Coming ’home’ in times of uncertainty: Return experiences among Swedish mobile families
Short description
This research aims to illuminate the motivations, lived experiences and everyday practices of return migration among Swedish families who have lived abroad for employment-related reasons. Returning Swedes constitute a significant proportion of incoming migrants to Sweden, yet remain under-researched. They are seldom considered migrants and often expect a smooth return, but existing knowledge points towards numerous challenges. Recent events, including Brexit, the Covid 19-pandemic, the war in Europe, the recession, and accelerating climate change, create a unique impetus for return migration, making this research timely.
We explore migration through a family lens, arguing that family-related priorities and commitments are central to understanding practices of return, while considering experiences of mobility and return from the point of view of several family members. Importantly, we explore the perspective of children in mobile families, which previous research has insufficiently attended to. The project focuses on one type of migration (employment-related) but includes returnees with different social backgrounds and varied access to resources of different kinds. The group is often described as highly educated and considered privileged, but our perspective enables us to compare and analyse strategies for reintegration in relation to the returnees’ social position and the resources they mobilise. The research brings important insights into what social reintegration entails for mobile families in a Swedish context.
Research questions:
- What are the recent patterns of return migration to Sweden, and have motivations for return shifted over the last ten years? What information and guidance are offered to returning families by public authorities?
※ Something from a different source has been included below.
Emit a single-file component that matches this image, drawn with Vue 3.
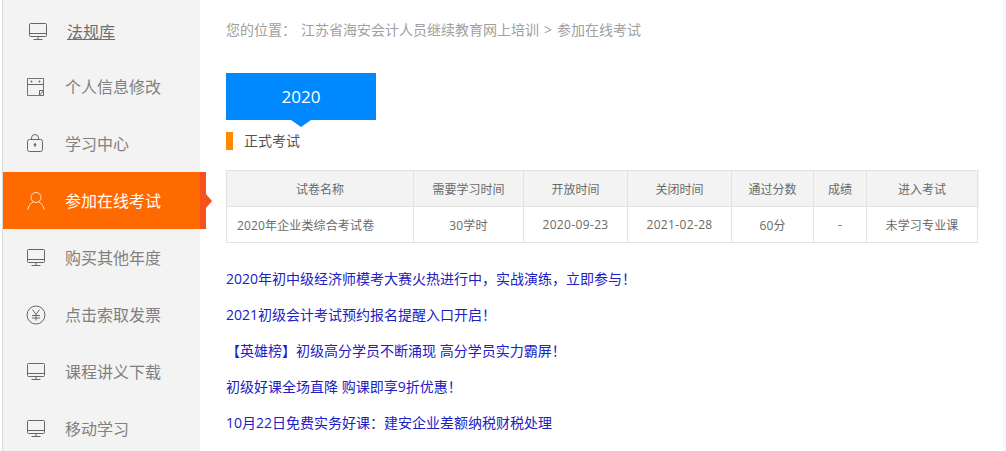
<script setup>
const menu = [
  { label: '法规库', icon: 'monitor', link: true },
  { label: '个人信息修改', icon: 'calendar' },
  { label: '学习中心', icon: 'bag' },
  { label: '参加在线考试', icon: 'user', active: true },
  { label: '购买其他年度', icon: 'monitor' },
  { label: '点击索取发票', icon: 'yen' },
  { label: '课程讲义下载', icon: 'monitor' },
  { label: '移动学习', icon: 'monitor' },
]
const heads = [
  ['试卷名称', 187], ['需要学习时间', 110], ['开放时间', 104], ['关闭时间', 104],
  ['通过分数', 82], ['成绩', 53], ['进入考试', 111],
]
const cells = ['2020年企业类综合考试卷', '30学时', '2020-09-23', '2021-02-28', '60分', '-', '未学习专业课']
const links = [
  '2020年初中级经济师模考大赛火热进行中，实战演练，立即参与！',
  '2021初级会计考试预约报名提醒入口开启！',
  '【英雄榜】初级高分学员不断涌现 高分学员实力霸屏！',
  '初级好课全场直降 购课即享9折优惠！',
  '10月22日免费实务好课：建安企业差额纳税财税处理',
]
</script>

<template>
  <div class="page">
    <aside class="side">
      <div
        v-for="m in menu"
        :key="m.label"
        class="item"
        :class="{ active: m.active, first: m.link }"
      >
        <svg class="ico" width="20" height="20" viewBox="0 0 20 20" fill="none" stroke="currentColor" stroke-width="1">
          <template v-if="m.icon === 'monitor'">
            <rect x="1.5" y="1.5" width="17" height="13" rx="1" />
            <path d="M1.5 11.5h17M10 14.5v3M5.5 17.5h9" />
          </template>
          <template v-else-if="m.icon === 'calendar'">
            <path d="M17.5 13.5v-12h-16v17h12" stroke-width=".9" />
            <path d="M1.5 7.5h16" />
            <circle cx="5.5" cy="4.5" r=".9" fill="currentColor" stroke="none" />
            <circle cx="13.5" cy="4.5" r=".9" fill="currentColor" stroke="none" />
            <path d="M13.5 13.5h4v5h-4zM14.5 17.5l2-3" />
          </template>
          <template v-else-if="m.icon === 'bag'">
            <rect x="1.5" y="5.5" width="15" height="12" rx="2" />
            <path d="M5.5 5.5v-1.5a3.5 3.5 0 0 1 7 0v1.5" />
            <circle cx="9" cy="10.5" r="1.3" fill="currentColor" stroke="none" />
            <path d="M9 11v2" />
          </template>
          <template v-else-if="m.icon === 'user'">
            <circle cx="10" cy="6.5" r="5" />
            <path d="M2 18.5c.6-4 3-6.5 5-7.5M18 18.5c-.6-4-3-6.5-5-7.5" />
          </template>
          <template v-else>
            <circle cx="10" cy="10" r="9" />
            <path d="M6.5 4.5L10 9.5l3.5-5M6 10.5h8M6 13h8M10 9.5v6" />
          </template>
        </svg>
        <span class="label">{{ m.label }}</span>
        <i v-if="m.active" class="tip"></i>
      </div>
    </aside>

    <main class="main">
      <div class="crumb">
        <span class="where">您的位置：</span>
        <span>江苏省海安会计人员继续教育网上培训</span>
        <span class="gt">&gt;</span>
        <span>参加在线考试</span>
      </div>

      <div class="year">2020</div>
      <div class="sub">正式考试</div>

      <div class="table">
        <div class="row head">
          <div v-for="h in heads" :key="h[0]" class="cell" :style="{ width: h[1] + 'px' }">{{ h[0] }}</div>
        </div>
        <div class="row body">
          <div
            v-for="(c, i) in cells"
            :key="c"
            class="cell"
            :class="{ left: i === 0, date: i === 2 || i === 3 }"
            :style="{ width: heads[i][1] + 'px' }"
          >{{ c }}</div>
        </div>
      </div>

      <div class="links">
        <a v-for="l in links" :key="l" class="lnk">{{ l }}</a>
      </div>
    </main>
    <div class="edge"></div>
  </div>
</template>

<style scoped>
.page {
  display: flex;
  width: 1006px;
  height: 451px;
  overflow: hidden;
  background: #fff;
  font-family: "Open Sans", "Noto Sans CJK SC", "Liberation Sans", sans-serif;
  box-sizing: border-box;
  padding-left: 2px;
}
.side {
  width: 198px;
  flex: none;
  background: #f3f3f3;
  border-left: 1px solid #d9d9d9;
  box-sizing: border-box;
  height: 451px;
}
.item {
  position: relative;
  display: flex;
  align-items: center;
  height: 57px;
  padding-left: 23px;
  color: #808080;
  font-size: 16px;
}
.item.first {
  height: 58px;
  padding-top: 5px;
  box-sizing: border-box;
  color: #6e6e6e;
}
.item.first .ico {
  margin-left: 2px;
  margin-right: 17px;
}
.item.first .label {
  text-decoration: underline;
  margin-left: 2px;
}
.label {
  margin-top: -2px;
}
.ico {
  flex: none;
  margin-right: 19px;
  color: #666;
}
.item.active {
  width: 203px;
  background: #ff6a00;
  color: #fff;
  box-sizing: border-box;
  border-right: 6px solid #f4511e;
}
.item.active .ico {
  color: #ffe6c8;
}
.tip {
  position: absolute;
  left: 203px;
  top: 50%;
  margin-top: -7px;
  width: 0;
  height: 0;
  border-top: 7px solid transparent;
  border-bottom: 7px solid transparent;
  border-left: 6px solid #f4511e;
}
.main {
  flex: 1;
  padding-left: 26px;
  min-width: 0;
}
.edge {
  flex: none;
  width: 3px;
  background: #f8f8f8;
}
.crumb {
  display: flex;
  height: 20px;
  margin-top: 19px;
  align-items: center;
  font-size: 14px;
  color: #a0a0a0;
}
.where {
  margin-right: 5px;
}
.gt {
  margin: 0 5px;
}
.year {
  position: relative;
  width: 150px;
  height: 47px;
  margin-top: 34px;
  background: #0089ff;
  color: #fff;
  font-size: 17px;
  line-height: 47px;
  text-align: center;
}
.year::after {
  content: "";
  position: absolute;
  left: 65px;
  top: 47px;
  border-left: 10px solid transparent;
  border-right: 10px solid transparent;
  border-top: 7px solid #0089ff;
}
.sub {
  margin-top: 12px;
  height: 18px;
  line-height: 17px;
  border-left: 7px solid #ff8a00;
  padding-left: 11px;
  font-size: 14px;
  color: #555;
}
.table {
  width: 752px;
  margin-top: 20px;
  border-top: 1px solid #e3e3e3;
  border-left: 1px solid #e3e3e3;
  font-size: 12px;
  color: #6a6a6a;
}
.row {
  display: flex;
}
.head {
  background: #f3f3f3;
  height: 36px;
}
.body {
  height: 36px;
  letter-spacing: .14px;
}
.cell {
  display: flex;
  align-items: center;
  justify-content: center;
  box-sizing: border-box;
  flex: none;
  border-right: 1px solid #e3e3e3;
  border-bottom: 1px solid #e3e3e3;
  white-space: nowrap;
}
.cell.left {
  justify-content: flex-start;
  padding-left: 10px;
}
.cell.date {
  letter-spacing: .35px;
}
.links {
  display: flex;
  flex-direction: column;
  margin-top: 18px;
}
.lnk {
  height: 36px;
  line-height: 36px;
  font-size: 14px;
  color: #2020c4;
  white-space: nowrap;
}
</style>

<style>
html, body {
  margin: 0;
  padding: 0;
  overflow: hidden;
}
</style>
- How do returnees mobilise resources acquired in different national contexts in order to access opportunities and/or overcome challenges for reintegration into Swedish society? How do their experiences compare to their expectations of ‘coming home’?
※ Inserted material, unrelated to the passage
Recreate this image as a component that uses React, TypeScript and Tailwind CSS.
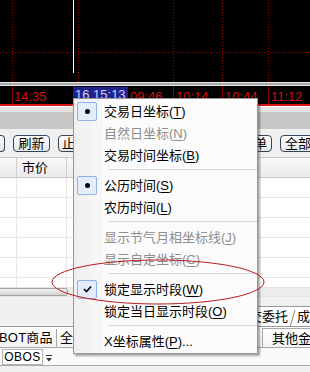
import React from "react";

type Item =
  | { sep: true }
  | { sep?: false; label: string; key: string; mark?: "dot" | "check"; disabled?: boolean; suffix?: string };

const menu: Item[] = [
  { label: "交易日坐标", key: "T", mark: "dot" },
  { label: "自然日坐标", key: "N", disabled: true },
  { label: "交易时间坐标", key: "B" },
  { sep: true },
  { label: "公历时间", key: "S", mark: "dot" },
  { label: "农历时间", key: "L" },
  { sep: true },
  { label: "显示节气月相坐标线", key: "J", disabled: true },
  { label: "显示自定坐标", key: "C", disabled: true },
  { sep: true },
  { label: "锁定显示时段", key: "W", mark: "check" },
  { label: "锁定当日显示时段", key: "O" },
  { sep: true },
  { label: "X坐标属性", key: "P", suffix: "..." },
];

function ChartArea() {
  const dotted = [12.5, 78.5, 173.5, 222.5, 268.5];
  return (
    <svg width="310" height="82" className="block bg-black">
      {dotted.map((x) => (
        <line key={x} x1={x} y1={0} x2={x} y2={82} stroke="#b00000" strokeDasharray="1 2" />
      ))}
      <line x1={0} y1={52.5} x2={310} y2={52.5} stroke="#b00000" strokeDasharray="1 2" />
      <line x1={73.5} y1={0} x2={73.5} y2={73} stroke="#ffffff" />
    </svg>
  );
}

function TimeAxis() {
  const cells = [
    { w: "w-[46px]", t: "09:46" },
    { w: "w-[49px]", t: "10:14" },
    { w: "w-[46px]", t: "10:44" },
    { w: "flex-1", t: "11:12" },
  ];
  return (
    <div className="flex h-[18px] bg-black text-[13px] leading-none text-[#d01010]">
      <div className="w-[12px]" />
      <div className="w-[61px] border-l border-[#8a0000] pl-[1px] pt-[4px]">14:35</div>
      <div className="w-[54px] border-l border-[#8a0000] pt-[1px]">
        <span className="inline-block bg-[#22228c] px-[1px] pt-[1px] pb-[3px] text-[#c8d0ff]">16 15:13</span>
      </div>
      {cells.map((c) => (
        <div key={c.t} className={`${c.w} border-l border-[#8a0000] pl-[2px] pt-[4px]`}>
          {c.t}
        </div>
      ))}
    </div>
  );
}

function Btn({ children, className = "" }: { children?: React.ReactNode; className?: string }) {
  return (
    <div
      className={`flex h-[17px] items-center justify-center rounded-[4px] border border-[#34475a] bg-gradient-to-b from-white to-[#e6e6e6] text-[13px] leading-none text-black ${className}`}
    >
      {children}
    </div>
  );
}

function MenuMark({ mark }: { mark: "dot" | "check" }) {
  return (
    <div className="ml-[3px] flex h-[19px] w-[20px] items-center justify-center rounded-[2px] border border-[#8db2e3] bg-[#e2eefb]">
      {mark === "dot" ? (
        <div className="h-[5px] w-[5px] rounded-full bg-black" />
      ) : (
        <svg width="9" height="8" viewBox="0 0 9 8">
          <path d="M1 4 L3.5 6.5 L8 1.5" fill="none" stroke="#000" strokeWidth="1.6" />
        </svg>
      )}
    </div>
  );
}

function ContextMenu() {
  return (
    <div className="absolute left-[73px] top-[98px] w-[185px] border border-[#979797] bg-[#fbfbfb] py-[1px] shadow-[2px_2px_2px_rgba(0,0,0,0.35)]">
      <div className="absolute bottom-0 left-0 top-0 w-[28px] border-r border-[#f4f4f4] bg-gradient-to-r from-[#efefef] to-[#f8f8f8]" />
      <div className="relative">
        {menu.map((it, i) =>
          it.sep ? (
            <div key={i} className="flex h-[8px] items-center pl-[34px]">
              <div className="h-[2px] w-full border-t border-[#d9d9d9] border-b-white" />
            </div>
          ) : (
            <div key={i} className="flex h-[22px] items-center">
              <div className="w-[30px]">{it.mark && <MenuMark mark={it.mark} />}</div>
              <span className={`text-[13px] leading-none ${it.disabled ? "text-[#8e8e8e]" : "text-black"}`}>
                {it.label}(<span className="underline underline-offset-2">{it.key}</span>){it.suffix}
              </span>
            </div>
          )
        )}
      </div>
    </div>
  );
}

function TableRow() {
  return (
    <div className="flex h-[20px] border-b border-[#e6e6e6] bg-white">
      <div className="w-[17px] border-r border-[#e6e6e6]" />
      <div className="w-[50px] border-r border-[#e6e6e6]" />
      <div className="flex-1" />
    </div>
  );
}

export default function App() {
  return (
    <div className="relative h-[372px] w-[310px] overflow-hidden bg-[#f0f0f0] font-['Liberation_Sans','Noto_Sans_CJK_SC',sans-serif]">
      <ChartArea />
      <div className="h-[4px] border-y border-[#e8e8e8] bg-[#a8a8a8]" />
      <TimeAxis />
      <div className="h-[2px] bg-[#d81818]" />
      <div className="h-[6px] border-t border-white bg-[#e2e2e2]" />
      <div className="h-[17px] bg-[#c8c8c8]" />

      {/* toolbar */}
      <div className="flex h-[28px] items-start pt-[6px]">
        <Btn className="w-[5px] rounded-l-none border-l-0" />
        <Btn className="ml-[8px] w-[37px]">刷新</Btn>
        <Btn className="ml-[8px] w-[50px] justify-start pl-[3px]">止</Btn>
        <div className="flex-1" />
        <Btn className="w-[60px] justify-end pr-[4px]">单</Btn>
        <Btn className="ml-[8px] mr-[-30px] w-[60px] justify-start pl-[4px]">全部</Btn>
      </div>

      {/* table */}
      <div className="flex h-[21px] border-y border-[#c8c8c8] bg-gradient-to-b from-[#f7f7f7] to-[#ebebeb] text-[13px] leading-none">
        <div className="w-[17px] border-r border-[#cfcfcf]" />
        <div className="flex w-[50px] items-center border-r border-[#cfcfcf] pl-[5px]">市价</div>
        <div className="flex-1" />
      </div>
      <div className="h-[109px] overflow-hidden bg-white">
        {[0, 1, 2, 3, 4, 5].map((r) => (
          <TableRow key={r} />
        ))}
      </div>

      {/* scrollbar */}
      <div className="flex h-[10px] items-center border-y border-[#e4e4e4] bg-[#ececec]">
        <div className="h-[8px] w-[68px] rounded-r-[3px] border border-l-0 border-[#a4a4a4] bg-gradient-to-b from-[#f2f2f2] to-[#d2d2d2]" />
      </div>

      {/* tab strip */}
      <div className="mt-[9px] flex h-[21px] items-end border-b border-[#9a9a9a]">
        <div className="ml-[244px] flex h-[20px] flex-1 items-center border-l border-t border-[#9a9a9a] bg-white pl-[4px] text-[13px] leading-none whitespace-nowrap">
          <span>交委托</span>
          <svg width="9" height="20" viewBox="0 0 9 20" className="shrink-0">
            <path d="M2 20 L7 3" stroke="#8a8a8a" fill="none" />
          </svg>
          <span>成</span>
        </div>
      </div>

      <div className="flex h-[21px] items-center border-b border-[#a8a8a8] bg-gradient-to-b from-white to-[#f4f4f4] pt-[1px] text-[13px] leading-none">
        <span className="ml-[-1px] w-[57px] tracking-[0.2px]">BOT商品</span>
        <div className="h-[18px] border-l border-[#a8a8a8]" />
        <span className="ml-[3px]">全部</span>
        <div className="flex-1" />
        <div className="flex h-[19px] w-[48px] items-center self-end border-l border-t border-[#a8a8a8] pl-[9px] whitespace-nowrap">
          其他金
        </div>
      </div>

      <div className="flex h-[18px] items-center border-b border-[#a8a8a8] bg-[#fafafa]">
        <div className="ml-[2px] flex h-[16px] w-[41px] items-center justify-center border border-[#b4b4b4] bg-white text-[12px] leading-none tracking-[0.5px]">
          OBOS
        </div>
        <svg width="8" height="9" viewBox="0 0 8 9" className="ml-[2px] mt-[3px]">
          <line x1="1" y1="1.5" x2="7" y2="1.5" stroke="#333" />
          <path d="M1 4 L7 4 L4 7.5 Z" fill="#333" />
        </svg>
      </div>

      <ContextMenu />

      <svg width="310" height="372" className="pointer-events-none absolute left-0 top-0">
        <ellipse cx="158" cy="282" rx="106" ry="22" fill="none" stroke="#b81c1c" strokeWidth="1" />
      </svg>
    </div>
  );
}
- How do family priorities, commitments and dynamics shape lived experiences and everyday practices of return?
The study includes a descriptive analysis of register data capturing macro-structural patterns of return to Sweden over the last ten years (2014-2023), analysis of guidance for returnees from public authorities, and 18-20 family case studies involving interviews with different family members. In interviews with adults, we will use a narrative interview method, while interviews with children and young people will combine narrative interviews with visual methods, in order to access their experiences of mobility and meaningful relationships.